A tentativa de procurar uma função para
a existência do grupo, externa a ele, nos acompanhou durante considerável tempo do
trabalho, movidos certamente pela mentalidade à qual estamos habituados. Pensar de forma
diversa desta, surpreende-me também, obviamente. Não ter função prática, no entanto,
não significa em hipótese alguma, não ter valor. Aliás, é justamente aí que reside o
seu valor.
Um corte no cotidiano, nos aspectos
práticos do mundo do trabalho (e do estudo), das funções e tarefas a serem cumpridas,
um momento para reflexão, para encontro com o outro, para falar de si e da vida, para
estar em companhia de professores interessados na sua formação, para saborear
descobertas, para formular questões e para intrigar-se com elas, para não ter pressa nas
respostas, para deixá-las calar no interior de cada um, para estar em silêncio!
Um encontro que abre possibilidade de
criação de sentidos.
Como o filosofar, em Pieper. Esta
atividade humana que ao ser vivida, torna o homem: "um ser que existe para seu
próprio aperfeiçoamento" (Pieper apud Lauand, 1987:70).
Na elaboração da Dissertação, posso
dizer que realizei um "trabalho", na medida em que surge uma produção,
um texto, que pode ser utilizado por outras pessoas que também se dedicam à formação
de alunos e compartilham destas mesmas preocupações.
Porém, é certamente mais que isso.
É a comunicação de uma ação, que
revela quem sou, na medida que mostra como é a minha forma de conviver com os alunos e
envolver-me neste projeto mais amplo que é a formação de psicólogos.
Bibliografia
Alves, R. (1984 ) "O Preparo do Educador" in Brandão,
C. R.(org) O Educador: vida e morte. Rio de Janeiro, Edições Graal.
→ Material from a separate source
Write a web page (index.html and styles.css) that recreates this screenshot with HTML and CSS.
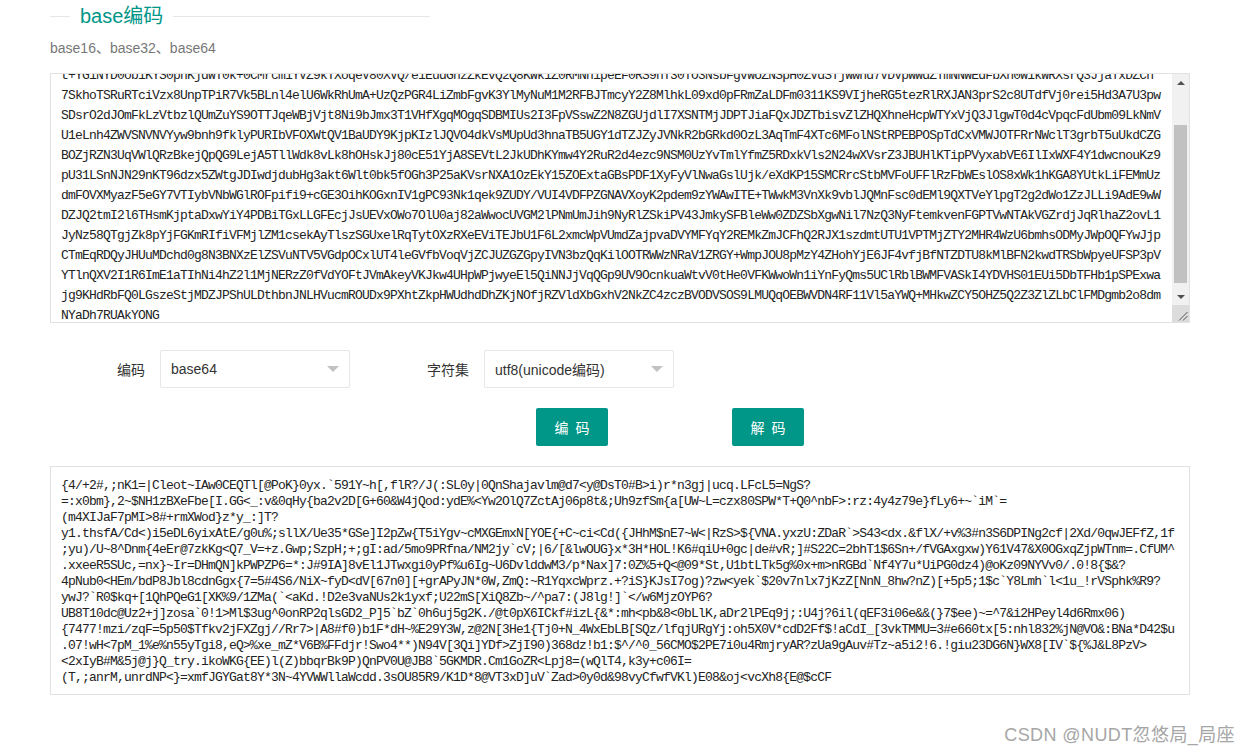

Benjamin, W. (1984) Reflexões: a criança, o briquedo e a
educação. São Paulo: Summus.
Lauand, L. J. (1987) O que é uma Universidade?: introdução
à filosofia da educação de Josef Pieper. São Paulo: Perspectiva / Editora da USP
Morato, H.T.P. et al (1993) "Um Serviço a serviço de alunos
de Psicologia: a história de um projeto ". Boletim de Psicologia, São Paulo
(XLII) 98/99 :95-110.
Rogers, C. R. (1972) Liberdade para Aprender. Belo
Horizonte; Interlivros de Minas Gerais.